What those who constitute the excess/excrement of the world’s social space need is a call somewhere between the lines “proletariat unite” and “blessed are the poor for theirs is the Kingdom of God”. What they also need are ears to hear and a voice to proclaim that call. What we all need is a reminder that the greatest political event in all of history has already happened and that those who wish to participate in it better head the cries of the hungry, the prisoner, the homeless and the alien in their midst or face being excluded from the socio-political-economic space of the Kingdom that is already here in the form of a mustard seed but will grow to fill the heavens and the earth.


6 thoughts on “The (Dis)Connection of Nigeria and San Luis Obispo via Zizek

  1. once again, this is terribly interesting. I think zizek’s insistence on certain people being the excrement of society and having the ‘place of non-place’ is super important, as these groups form what Badiou considers ‘evental sites’ and really hold the capacity for political novelty; but at the same time, I think religion has a lot to offer here, and once again, liberation theology connects to this point with Zizek, recognizing that Christ ‘happens’ in the situations of shit and piss in society, just as Christ himself was born in the midst of shit and piss.

    Keep posting a lot. I’m digging it.

  2. This is great. Although I’m still really fuzzy on just what “the Real” is–I guess I need to hang out with Lacanians more!–I appreciate how well the Mobius strip example shows the unacknowledged parasitism and scorn in the relationship of the rich to the poor. I wonder: what is the relation of Zizek’s “true politics” to something like “real reconciliation” in the church? “Reconciliation,” after all, is much more than mere recognition of an existing antagonism (which seems to be what Zizek is after, right?); it’s the overcoming of death by resurrection, such that disparity and domination seem to be squeezed out. = the rich not simply hearing the poor but actually becoming poor. Is that in line with what Zizek is after?

    Thanks for the stimulating post, Dan.


    1. Justin,

      Good question. I am not sure exactly how to relate the two, but I will try. I do not think that Zizek’s ontology is such that it opens up the space for a optimistic hope for reconciliation. Rather the antagonism seems to be inscribed into reality, or rather is the Real and thus without a more fundamental peace undergirding it I am not sure how reconciliation can take place. I think you would need a different reading of reality than the one Zizek gives to ground a legitimate hope for reconciliation. Philosophically and theologically it would have to be something like Milbank’s I would think. This is were Zizek’s theology fails for me and I tend to follow Milbank. I have just begun the Monstrosity of Christ which is their debate as edited and presented by Creston Davis. I have been waiting for this book awhile, but unfortunately I do not have time to read it, except incredibly slow, since I have three classes, work right now and a wife.

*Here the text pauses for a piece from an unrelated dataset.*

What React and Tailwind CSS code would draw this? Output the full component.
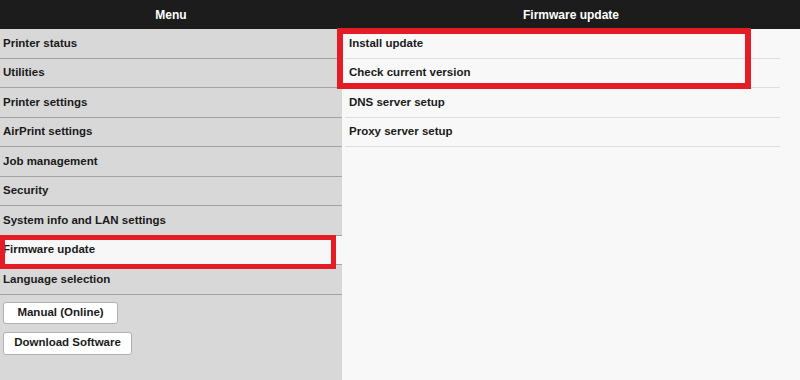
import React from "react";

const menu = [
  "Printer status",
  "Utilities",
  "Printer settings",
  "AirPrint settings",
  "Job management",
  "Security",
  "System info and LAN settings",
  "Firmware update",
  "Language selection",
];

const sub = ["Install update", "Check current version", "DNS server setup", "Proxy server setup"];

export default function App() {
  return (
    <div
      className="relative w-[800px] h-[380px] overflow-hidden text-[11.5px] font-bold text-[#1a1a1a]"
      style={{ fontFamily: '"Liberation Sans", Arial, sans-serif' }}
    >
      <div className="flex h-[29px] bg-[#1c1c1c] text-white text-[12px]">
        <div className="w-[342px] flex items-center justify-center">Menu</div>
        <div className="flex-1 flex items-center justify-center">Firmware update</div>
      </div>
      <div className="flex h-[351px]">
        <div className="w-[342px] bg-[#d8d8d8] flex flex-col">
          {menu.map((m) => (
            <div
              key={m}
              className={`h-[29.5px] flex items-center pl-[3px] border-b border-[#a3a3a3] ${
                m === "Firmware update" ? "bg-[#f7f7f7]" : ""
              }`}
            >
              {m}
            </div>
          ))}
          <div className="flex flex-col items-start gap-[8px] pt-[7px] pl-[3px]">
            <button className="w-[115px] h-[22px] bg-white border border-[#b0b0b0] rounded-[3px] text-center">
              Manual (Online)
            </button>
            <button className="w-[129px] h-[23px] bg-white border border-[#b0b0b0] rounded-[3px] text-center">
              Download Software
            </button>
          </div>
        </div>
        <div className="flex-1 bg-[#f8f8f8] pl-[3px]">
          <div className="w-[435px] flex flex-col">
            {sub.map((s) => (
              <div key={s} className="h-[29.5px] flex items-center pl-[4px] border-b border-[#dedede]">
                {s}
              </div>
            ))}
          </div>
        </div>
      </div>
      <div className="absolute left-0 top-[235px] w-[336px] h-[34px] border-[5px] border-[#e31c25]" />
      <div className="absolute left-[337px] top-[28px] w-[414px] h-[61px] border-[6px] border-[#e31c25]" />
    </div>
  );
}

While I do not conform to Zizek’s reading of reality, I do think he can be helpful in many ways. One, is that he is very helpful at theorizing the current cultural and political realities that make up life today. He offers a critique of capitalism and late-capitalist society, ie post-modernity, that it would do theologians well to pay attention to. This is how I tried to use him in this post. Of course in this way there will always be the theological work of deciding what is useful and what must be rejected in light of the Christian narrative structuring of reality. I didn’t really attempt to do this in this post. And this is partially related to another use of his work. I think that it can function as a useful corrective to the excesses of theology, even possibly orthodoxy.

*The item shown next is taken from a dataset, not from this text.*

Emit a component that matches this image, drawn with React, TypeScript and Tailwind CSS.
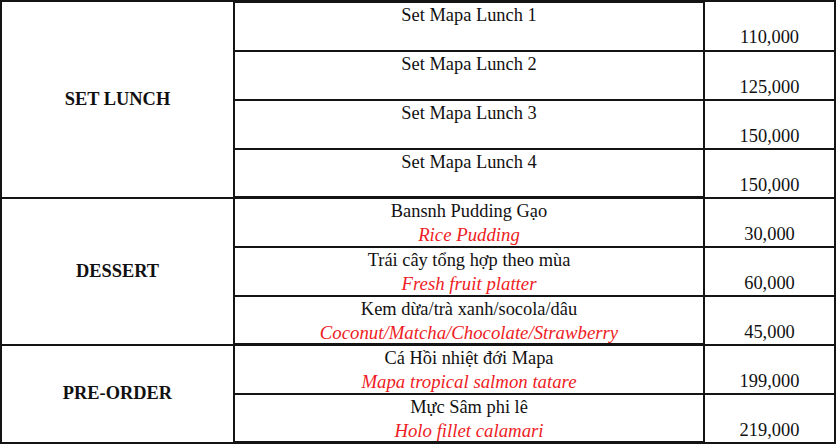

      But to answer your question I think that Zizek is after the rich becoming poor, but is skeptical that this will happen without a violent social/political irruption in which they are forced to, ie the re-birth of communism. And, without a God–for him this irruption is the divine, or divine violence–who has and continues to intervene in the immanent processes of the world I could see why.

      1. Dan,

        This is a thoroughly satisfying response, though, like you say, it seems that Zizek’s thought–although extremely helpful, obviously–will leave the Christian metaphysician a bit dissatisfied. The peace that the Triune God is seems to require that true reconciliation be not simply our task but also our destiny (I’m stealing a bit from NT Wright there)–which means that it really is, all the more, our task. And the forward aspect of “destiny” is important, since it seems that a Zizek would have no reason to see anything much beyond what the world has already experienced as “possible”; Christians, on the other hand, know that “the possible” is not confined to “the historically verifiable.”

        I’ve mentioned to you before that K. Johnson’s The Fear of Beggars is excellent: it’s excellent in precisely this regard. The question is really posed, Why not become a beggar? And yet it’s interesting that the beggars she highlights there (Francis of Assissi and Peter Maurin, most notably) are not violent revolutionists. Rather, she says, they were committed to a form of economic life that would contradict anything remotely close to violence.

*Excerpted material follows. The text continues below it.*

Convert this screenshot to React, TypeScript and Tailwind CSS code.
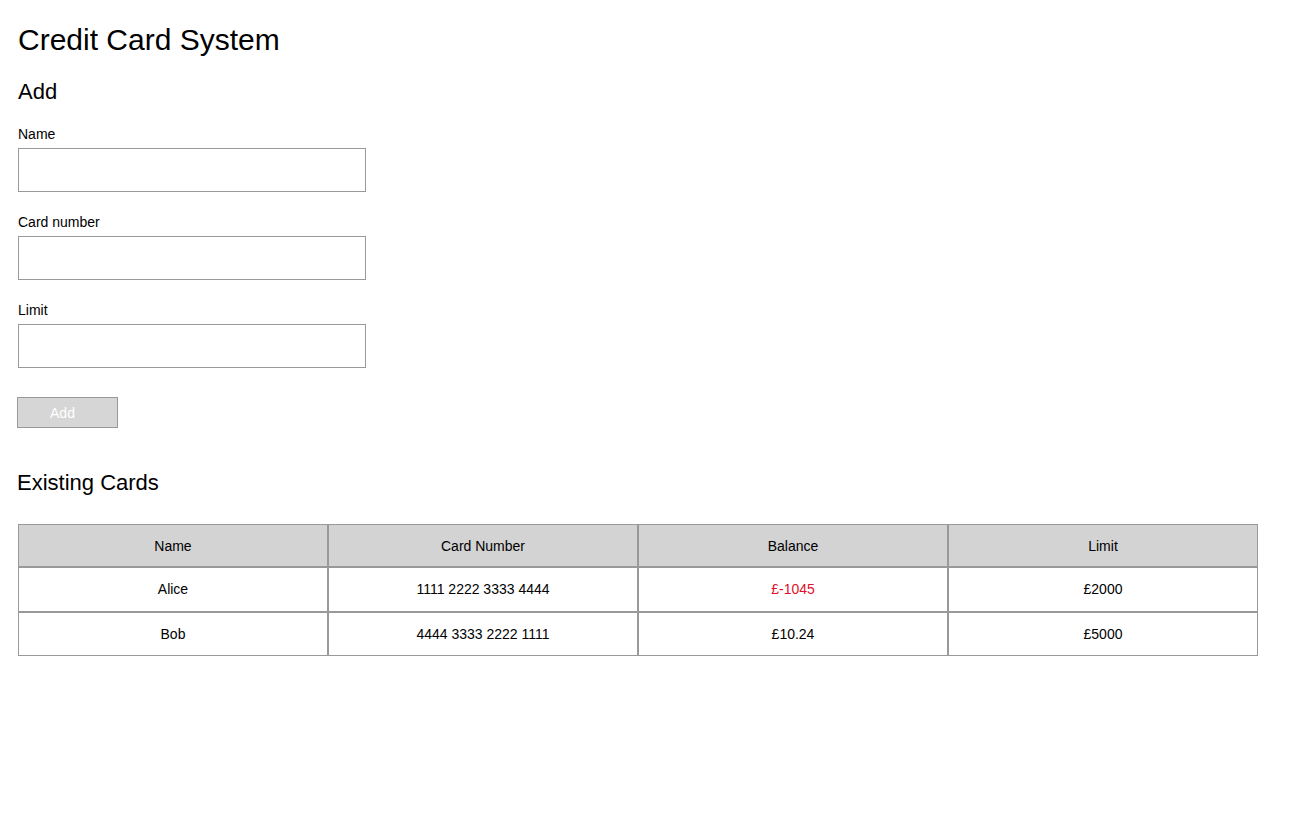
const cards = [
  { name: "Alice", number: "1111 2222 3333 4444", balance: -1045, limit: 2000 },
  { name: "Bob", number: "4444 3333 2222 1111", balance: 10.24, limit: 5000 },
];

const Field = ({ label, first }: { label: string; first?: boolean }) => (
  <div className={first ? "mt-[20px]" : "mt-[22px]"}>
    <label className="block text-[14px] leading-[16px] text-black">{label}</label>
    <input
      type="text"
      className="mt-[6px] block w-[348px] h-[44px] border border-[#999999] bg-white outline-none px-2"
    />
  </div>
);

export default function App() {
  return (
    <div className="min-h-screen bg-white text-black pl-[18px] pt-[20px]" style={{ fontFamily: '"Liberation Sans", Arial, sans-serif' }}>
      <h1 className="text-[30px] leading-[40px] font-normal">Credit Card System</h1>

      <h2 className="mt-[18px] text-[22px] leading-[28px] font-normal">Add</h2>
      <Field label="Name" first />
      <Field label="Card number" />
      <Field label="Limit" />
      <button
        disabled
        className="mt-[29px] -ml-px block w-[101px] h-[31px] pr-[10px] bg-[#d6d6d6] border border-[#999999] text-white text-[14px] leading-[16px]"
      >
        Add
      </button>

      <h2 className="mt-[41px] -ml-px text-[22px] leading-[28px] font-normal">Existing Cards</h2>

      <table className="mt-[27px] w-[1240px] border-separate border-spacing-0 text-[14px] table-fixed">
        <thead>
          <tr>
            {["Name", "Card Number", "Balance", "Limit"].map((h) => (
              <th key={h} className="h-[43px] pt-px border border-[#999999] bg-[#d3d3d3] font-normal text-center">
                {h}
              </th>
            ))}
          </tr>
        </thead>
        <tbody>
          {cards.map((c, i) => (
            <tr key={c.name}>
              <td className={`${i === 0 ? "h-[45px] pb-px" : "h-[44px]"} border border-[#999999] text-center`}>{c.name}</td>
              <td className="border border-[#999999] text-center">{c.number}</td>
              <td className={`border border-[#999999] text-center ${c.balance < 0 ? "text-[#e0102c]" : ""}`}>£{c.balance}</td>
              <td className="border border-[#999999] text-center">£{c.limit}</td>
            </tr>
          ))}
        </tbody>
      </table>
    </div>
  );
}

        So perhaps this readiness to use violence is what separates Christian from non-Christian socialisms. (This has been a major thought of mine of late.)

        I’m rambling. Thanks for getting back to me on this.


  3. Oh… The Real. Put simply, the Real is plain old, stupid, material reality. Before language goes to work and creates the categories through which we can not only make sense out of but even perceive the world through, we have the real. So the symbolic realm is the realm of language, culture, etc. etc. The Real precedes this. Kind of like Kant’s world in itself. However, the Real also exceeds the symbolic realm in that it can never fully be eclipsed. It always oozes through the symbolic cracks and thus threatens to destroy our world of symbolic meaning and efficiency. So, the Real could be the cold hard facts that science some times stumbles upon that force this discipline to reinvent its theories (not saying that I am not a scientific realist. I am, just a chastened one) Or it could be the social-political violence that erupts and reminds us that underlying our seemingly civil, logical and modern world order are class tensions.

    Or, it could be, at an even deeper level I think, the fact that some few individuals are willing to live lives of incredible self sacrifice while challenging the current ideological landscape and paying the price for it while not giving into total despair. This last example is my own. I was speaking not as an apostle for Zizek.

  4. Justin,

    I think you are right that violence, the unwillingness to use it, is what separates, or at least should be, the Christian socialist from the non-Christian socialist. And this is, of course, connected to the Christian view of history, and Christian metaphysics, ontology, etc.